ART REVIEW
“All Tomorrow’s Parties”
Through Aug. 14. 10 a.m.-6 p.m. Mondays-Fridays; 11 a.m.-7 p.m. Saturdays. Free. Hathaway David Contemporary, 887 Howell Mill Road N.W., Suite 4, Atlanta. 470-428-2061, www.hathawaydavid.com.
Bottom line: Well-selected and mounted work in this contemporary gallery's inaugural exhibition bodes of good things to come.
The excitement surrounding the opening of Hathaway David Contemporary was palpable: fevered Facebook posts, endless photos of the packed opening night event and a general feeling that Atlanta had a contemporary art gallery opening for a change. Finally, here was a contemporary space doing something other than closing. For the past decade, Atlanta has seen the shuttering of many established spaces: Solomon Projects, Get This Gallery, Kiang Gallery, Fay Gold Gallery and Saltworks, among others.
There's no denying Hathaway David Contemporary, tucked into an Orange Crush-colored building behind the Westside restaurant Bocado, is just the kind of nicely appointed, well-located space to rekindle Atlanta's hopes for a Westside contemporary art nexus after many years of economic funk.
Hathaway David is 8,700 square feet of glossy concrete floors with boomtown Atlanta’s favorite scent wafting through the airy space: fresh paint. The gallery’s inaugural show, “All Tomorrow’s Parties,” which takes its name from a song by the quintessential New York art band the Velvet Underground, mashes up work by artists living in Atlanta and in Brooklyn.
Gallery co-founder Michael David (his co-founder is Laura Hathaway) founded the Bushwick Brooklyn gallery Life on Mars, and thus has ample familiarity with that NYC borough’s up-and-comers. One of the artworks in the show, Loren Munk’s “Bushwick Unfinished” in oil on linen, pays homage to that neighborhood’s art cred in a psychedelic-meets-pop painting in eye-popping colors, a kind of motherboard map breakdown of the galleries and artists that define that scene.
The show concept is a bit of an affirmative high-five to its Atlanta home base, placing regional artists on the same playing field with NYC-based artists who are often assumed to be their betters by virtue of proximity to art world mecca New York. The good news is, Atlanta holds its own, often offering far more socially engaged work inclined to dip into commentary on race, whether in William Downs’ sense of American history seen through a personal lens sketched out on splayed-open file folders or in Davion Alston’s photographs of the artist holding up a magnifying lens to his face, in what feels like an exercise in self-scrutiny and the sensation of being perpetually under the microscope.
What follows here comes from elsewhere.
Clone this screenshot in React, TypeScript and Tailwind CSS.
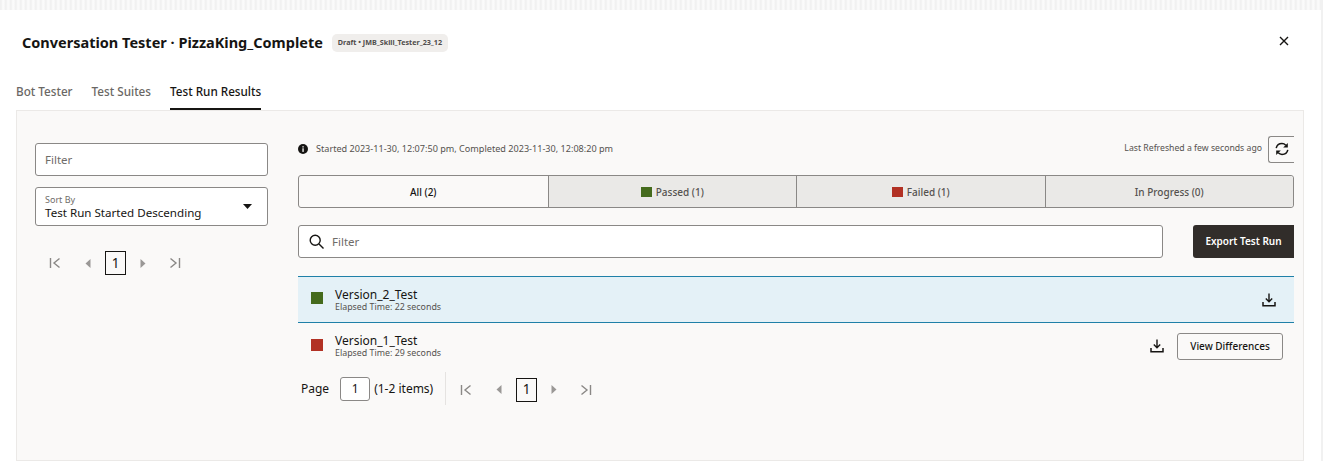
import React from "react";

function FirstIcon() {
  return (
    <svg width="12" height="12" viewBox="0 0 12 12" fill="none" stroke="#8a8886" strokeWidth="1.4">
      <path d="M1.5 1v10M10.5 1.5 5 6l5.5 4.5" />
    </svg>
  );
}
function LastIcon() {
  return (
    <svg width="12" height="12" viewBox="0 0 12 12" fill="none" stroke="#8a8886" strokeWidth="1.4">
      <path d="M10.5 1v10M1.5 1.5 7 6l-5.5 4.5" />
    </svg>
  );
}
function PrevIcon() {
  return (
    <svg width="6" height="9" viewBox="0 0 6 9" fill="#9a9896">
      <path d="M5.5 0v9L0.5 4.5z" />
    </svg>
  );
}
function NextIcon() {
  return (
    <svg width="6" height="9" viewBox="0 0 6 9" fill="#9a9896">
      <path d="M0.5 0v9L5.5 4.5z" />
    </svg>
  );
}
function Pager() {
  return (
    <div className="flex items-center">
      <div className="w-[24px] flex justify-center"><FirstIcon /></div>
      <div className="w-[24px] ml-[9px] flex justify-center"><PrevIcon /></div>
      <div className="w-[21px] h-[24px] ml-[5px] border border-[#161513] flex items-center justify-center text-[13.5px] text-[#161513]">1</div>
      <div className="w-[24px] ml-[5px] flex justify-center"><NextIcon /></div>
      <div className="w-[24px] ml-[8px] flex justify-center"><LastIcon /></div>
    </div>
  );
}
function DownloadIcon() {
  return (
    <svg width="14" height="14" viewBox="0 0 14 14" fill="none" stroke="#161513" strokeWidth="1.4">
      <path d="M7 0.5v8M3.8 5.6 7 8.8l3.2-3.2" />
      <path d="M1 9v3.8h12V9" strokeWidth="1.5" />
    </svg>
  );
}
function Square({ color, size }: { color: string; size: string }) {
  return <span className={size} style={{ backgroundColor: color }} />;
}

export default function App() {
  return (
    <div className="w-[1323px] h-[461px] overflow-hidden bg-white border-r-2 border-[#f1f1f1] flex flex-col text-[#161513] font-['Noto_Sans','Open_Sans',sans-serif]">
      <div className="h-[10px] shrink-0 bg-[#f4f4f4] bg-[repeating-linear-gradient(90deg,#f2f2f2_0px,#f0f0f0_1px,#fcfcfc_3px,#f5f5f5_5px)]" />
      <div className="h-[64px] shrink-0 flex items-center pl-[22px] pr-[32px] pt-[1px]">
        <h1 className="text-[14.5px] font-bold whitespace-nowrap leading-none">Conversation Tester · PizzaKing_Complete</h1>
        <span className="ml-[9px] h-[18px] px-[6px] rounded-[5px] bg-[#f0eeec] text-[#4f4c4a] text-[7.2px] font-bold flex items-center whitespace-nowrap">Draft • JMB_Skill_Tester_23_12</span>
        <svg className="ml-auto mb-[3px]" width="10" height="10" viewBox="0 0 10 10" stroke="#161513" strokeWidth="1.4">
          <path d="M1 1l8 8M9 1l-8 8" />
        </svg>
      </div>
      <div className="flex pl-[16px] gap-[19px] h-[36px] shrink-0 text-[11.7px] font-medium leading-none">
        <div className="pt-[12px] text-[#6a6764]">Bot Tester</div>
        <div className="pt-[12px] text-[#6a6764]">Test Suites</div>
        <div className="pt-[12px] h-[36px] border-b-2 border-[#161513]">Test Run Results</div>
      </div>
      <div className="flex-1 ml-[16px] mr-[17px] border border-[#ebe9e7] bg-[#faf9f8] flex pl-[18px] pr-[9px] pt-[24px]">
        <div className="w-[233px] shrink-0 pt-[8px]">
          <div className="h-[33px] bg-white border border-[#8a8886] rounded-[3px] flex items-center pl-[9px] text-[11.5px] text-[#6f6c69]">Filter</div>
          <div className="h-[39px] mt-[11px] bg-white border border-[#8a8886] rounded-[3px] pl-[9px] pr-[15px] flex items-center justify-between">
            <div>
              <div className="text-[9px] leading-[11px] text-[#6f6c69] mt-[1px]">Sort By</div>
              <div className="text-[11.6px] leading-[15px] whitespace-nowrap">Test Run Started Descending</div>
            </div>
            <svg width="9" height="5" viewBox="0 0 9 5" fill="#161513"><path d="M0 0h9L4.5 5z" /></svg>
          </div>
          <div className="mt-[25px] ml-[8px]"><Pager /></div>
        </div>
        <div className="flex-1 ml-[30px] min-w-0">
          <div className="h-[28px] flex items-center">
            <svg width="10" height="10" viewBox="0 0 10 10">
              <circle cx="5" cy="5" r="5" fill="#161513" />
              <rect x="4.4" y="4.3" width="1.3" height="3.6" fill="#fff" />
              <rect x="4.4" y="2.2" width="1.3" height="1.3" fill="#fff" />
            </svg>
            <span className="ml-[8px] text-[9.1px] text-[#55524f] whitespace-nowrap">Started 2023-11-30, 12:07:50 pm, Completed 2023-11-30, 12:08:20 pm</span>
            <span className="ml-auto text-[8.7px] text-[#55524f] whitespace-nowrap">Last Refreshed a few seconds ago</span>
            <div className="ml-[6px] w-[26px] h-[27px] border-y border-l border-[#8a8886] rounded-l-[3px] flex items-center justify-center">
              <svg width="14" height="14" viewBox="0 0 14 14" fill="none" stroke="#161513" strokeWidth="1.5">
                <path d="M1.2 6.2C1.8 3.4 4 1.6 7 1.6c1.6 0 2.8.6 3.8 1.6" />
                <path d="M12.8 1v4.6H8.2z" fill="#161513" stroke="none" />
                <path d="M12.8 7.8C12.2 10.6 10 12.4 7 12.4c-1.6 0-2.8-.6-3.8-1.6" />
                <path d="M1.2 13V8.4h4.6z" fill="#161513" stroke="none" />
              </svg>
            </div>
          </div>
          <div className="mt-[12px] h-[33px] grid grid-cols-4 border border-[#8a8886] rounded-[3px] text-[10px] font-medium leading-none">
            <div className="flex items-center justify-center">All (2)</div>
            <div className="flex items-center justify-center gap-[4px] bg-[#eae9e7] border-l border-[#8a8886] text-[#55524f]">
              <Square color="#456b1d" size="w-[11px] h-[10px]" />Passed (1)
            </div>
            <div className="flex items-center justify-center gap-[4px] bg-[#eae9e7] border-l border-[#8a8886] text-[#55524f]">
              <Square color="#b23124" size="w-[11px] h-[10px]" />Failed (1)
            </div>
            <div className="flex items-center justify-center bg-[#eae9e7] border-l border-[#8a8886] text-[#55524f] rounded-r-[3px]">In Progress (0)</div>
          </div>
          <div className="mt-[17px] flex">
            <div className="w-[865px] h-[33px] bg-white border border-[#8a8886] rounded-[3px] flex items-center pl-[10px]">
              <svg width="15" height="15" viewBox="0 0 15 15" fill="none" stroke="#161513" strokeWidth="1.4">
                <circle cx="6.2" cy="6.2" r="5" />
                <path d="M10 10l4.5 4.5" />
              </svg>
              <span className="ml-[8px] text-[11.5px] text-[#6f6c69]">Filter</span>
            </div>
            <div className="ml-auto w-[101px] h-[33px] bg-[#312d2a] text-white rounded-l-[3px] text-[10px] font-semibold flex items-center justify-center">Export Test Run</div>
          </div>
          <div className="mt-[18px] h-[47px] bg-[#e4f1f7] border-y border-[#1f80a8] flex items-center pl-[13px] pr-[18px]">
            <Square color="#456b1d" size="w-[12px] h-[12px] shrink-0 mb-[3px]" />
            <div className="ml-[12px] mt-[1px]">
              <div className="text-[12px] leading-[14px]">Version_2_Test</div>
              <div className="text-[8.85px] leading-[11px] text-[#55524f]">Elapsed Time: 22 seconds</div>
            </div>
            <div className="ml-auto"><DownloadIcon /></div>
          </div>
          <div className="h-[46px] flex items-center pl-[13px] pr-[11px]">
            <Square color="#b23124" size="w-[12px] h-[12px] shrink-0 mb-[3px]" />
            <div className="ml-[12px] mt-[1px]">
              <div className="text-[12px] leading-[14px]">Version_1_Test</div>
              <div className="text-[8.85px] leading-[11px] text-[#55524f]">Elapsed Time: 29 seconds</div>
            </div>
            <div className="ml-auto"><DownloadIcon /></div>
            <div className="ml-[13px] w-[106px] h-[27px] border border-[#8a8886] rounded-[3px] text-[10px] font-medium flex items-center justify-center">View Differences</div>
          </div>
          <div className="mt-[3px] flex items-center h-[33px] pl-[3px] text-[12px]">
            <span className="mt-[1px]">Page</span>
            <div className="ml-[11px] mt-[1px] w-[30px] h-[24px] bg-white border border-[#8a8886] rounded-[3px] flex items-center justify-center">1</div>
            <span className="ml-[4px] mt-[1px]">(1-2 items)</span>
            <div className="ml-[12px] w-px h-[33px] bg-[#e5e3e1]" />
            <div className="ml-[8px] mt-[2px]"><Pager /></div>
          </div>
        </div>
      </div>
    </div>
  );
}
The Brooklynites, meanwhile, tend to dominate when it comes to the expressive and formalist possibilities of painting. Curator David is a painter himself, and so clearly drawn to the genre. The Brooklyn contingent clearly excels at delving into endless iterations of painting, from Whitney Wood Bailey’s gorgeous cosmic-meets-Klimt explosions of color and texture, to Brenda Goodman’s lovely creepy and stunningly conflicted view of transition, “Almost a Bride,” to Todd Bienvenu’s trippy smashed perspective and manic energy in works like “High School Hi Jinks” of some age-appropriate goofball hedonism in TP’ed houses and skinny dipping.
An Atlanta artist is given front and center placement in "All Tomorrow's Parties" and offers one of the show's best works. Pam Longobardi's terrifying cornucopia of plastic takes that Thanksgiving horn of plenty and upends it, filling it with the plenitude of our waste. That harvest of bleach bottles and fishing buoys, plastic dolls and assorted junk spewing from a tar black cornucopia churns into a God's-eye web hung from the gallery ceiling, suggesting one of the floating islands of human-made debris circling the Earth's oceans.
Rather than simply an exhibition of newly minted hot shots, curator David has wisely chosen to include artists like Longobardi and other more established artists. Next to Longobardi’s striking work is an equally stunning work by Morehouse College grad (many of these Brooklyn artists have Atlanta roots) Sanford Biggers, whose haunting “Shepard” unfolds on a painted vintage quilt onto which the artist has superimposed a figure emerging like a ghost from its hypnotic pattern.
Despite a selection of over 30 artists, the work never feels too crowded, thanks to an enormous space and a welcome tendency not to pack the room. “All Tomorrow’s Parties” is less a show that teases out parallels between these Brooklyn and Atlanta artists and more proof that in our connected age, such divisions between artist communities may be becoming outmoded.